Great post Caroline and pretty well timed for me as I woke up havinf a huge crisis of faith this morning thinking that the current WIP (second novel) is just going to join the first one under the bed. But you know what you're right, we put a lot of ourselves into everything we write and at least we try. Its an indredibly personal journey we are all taking and at times hard to keep going. But keep going we will - saves dusting under the bed if there's loads of 'stuff' in there!

Fi said...
This comment has been removed by the author.
Fi said...

That is so true. Thinking back, my list of past ideas (a lot of which I'm still hopeful of finishing... okay, starting) is immense, well into double figures.

Thankfully several of those have merged into a series of novels that I'm working on now. I will finish them. I will, I will, I will!

Great article. Glad to know I'm not alone in this.

Jeannette said...

I wrote a fictionalized autobiog too! At about age 12. Made up snarky names for all the class b****ettes, and it ended with me and the school hunk skating the last song at the year-end roller skating party.

As you say, 'We should celebrate every attempt'!

CarolineG said...

I have two under the bed, although one of them I still hope to resurrect one day. But, oh yes, I wrote some purple prose in my youth! I think I would scream with laughter and horror if I could read some of it now..

Julie P said...

Intriguing post and you should by no means feel guilty for getting the first novel you completed out there and published. It's inspiring to know that it can be done. Well done.

I am in awe of those of you who have seen a novel through to the end let alone got them published! The fact that you've written a novel or two, or six is an utterly anazing achievement. Something to be very proud of.

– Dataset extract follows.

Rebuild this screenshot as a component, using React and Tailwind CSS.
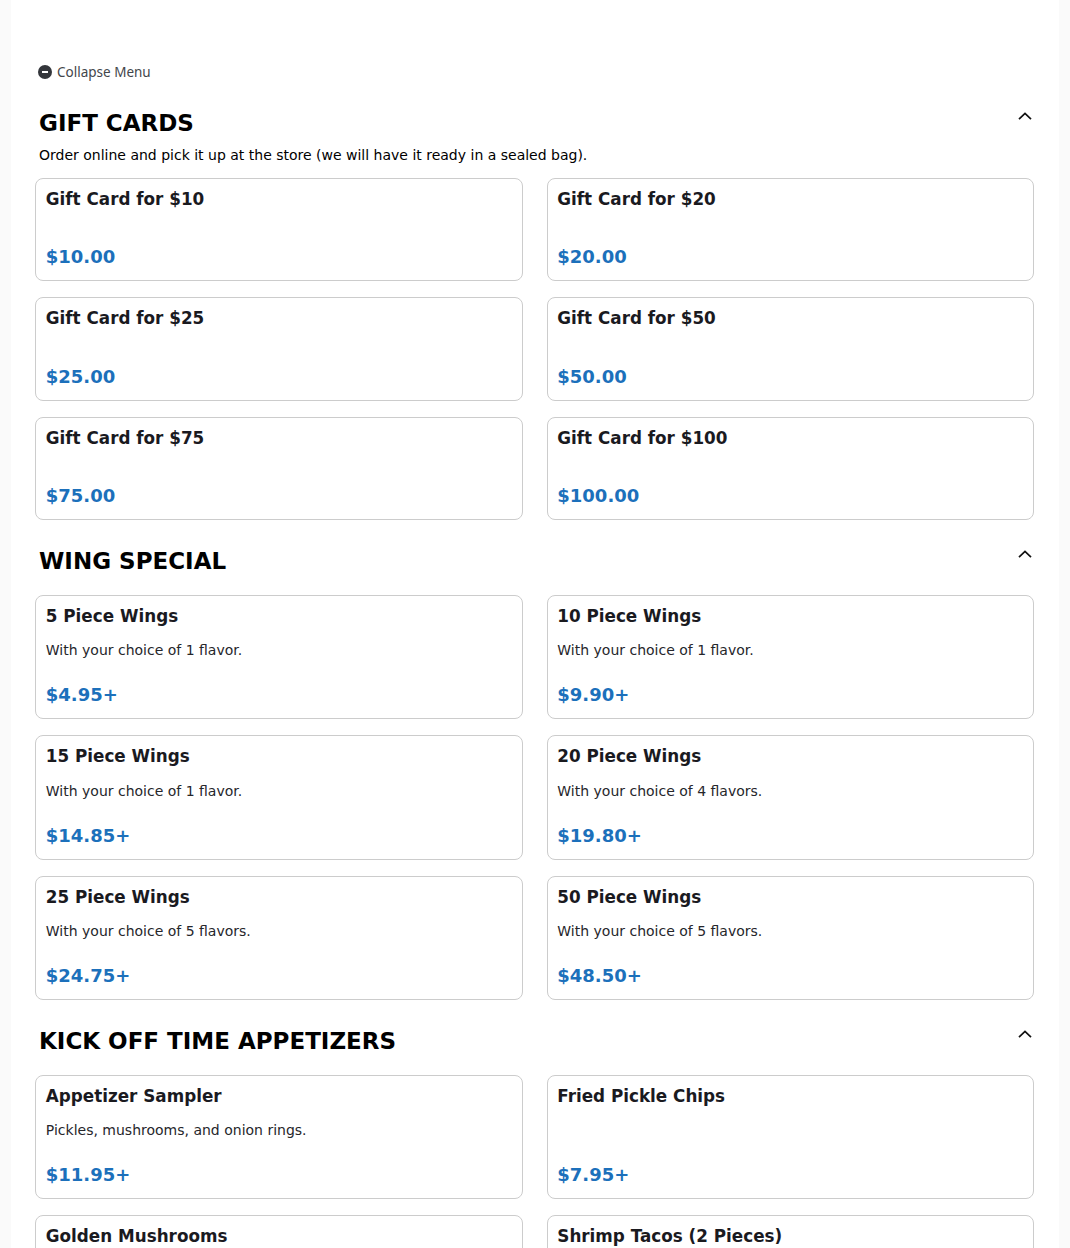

I have no novels lurking under my bed, just a load of dust and the odd twenty pence or pen! I do have 14 A5 sized thick notebooks crammed with snippets and notes, ideas, etc in my cupboard though!

Deborah Riccio said...

My 2 completed works (as Shakespeare may have said) are in Sainsbury's bags (which he might not have).I also have a full-length screenplay stuffed in a plastic box which I still have a peek at now and again and still love and may turn into book #4 The angsty poems and dirges to lost love and empty souls are insulating the loft!

Katy said...

Loved your post Caroline, thank you.

I came across a pile of spiral-bound notebooks the other day full of half-started / not finished stuff dating back about 10 years. I'm pretty sure there's some even older stuff on a (luckily now inaccessible) floppy disk too.

Caroline Rance said...

Thanks everyone. I wonder how much stuff will build up under future writers' beds, or whether more of it will be lost forever as it gets stored in electronic forms that become obsolete? I must have loads of stuff on floppy disks and old, broken computers.

Lydia said...

I have two and a half stashed in notebooks in the bottom of the wardrobe. Despite loads of rejections, I dust them down now and again and when I read them I still don't think they're rubbish. (O.K. they're not Joanna Trollope either!)It's hard to feel validated when work isn't published, but finishing something is an achievement in itself and it's all a learning process. Keep on keeping on everyone!

Maddie V said...

Great post, it's sad to think in these days of computers and netbooks that can be taken from cafe to cafe, there will be no more battered old notepads and spiralbounds but just files on an ancient hard disk somewhere - doesn't seem quite as romantic!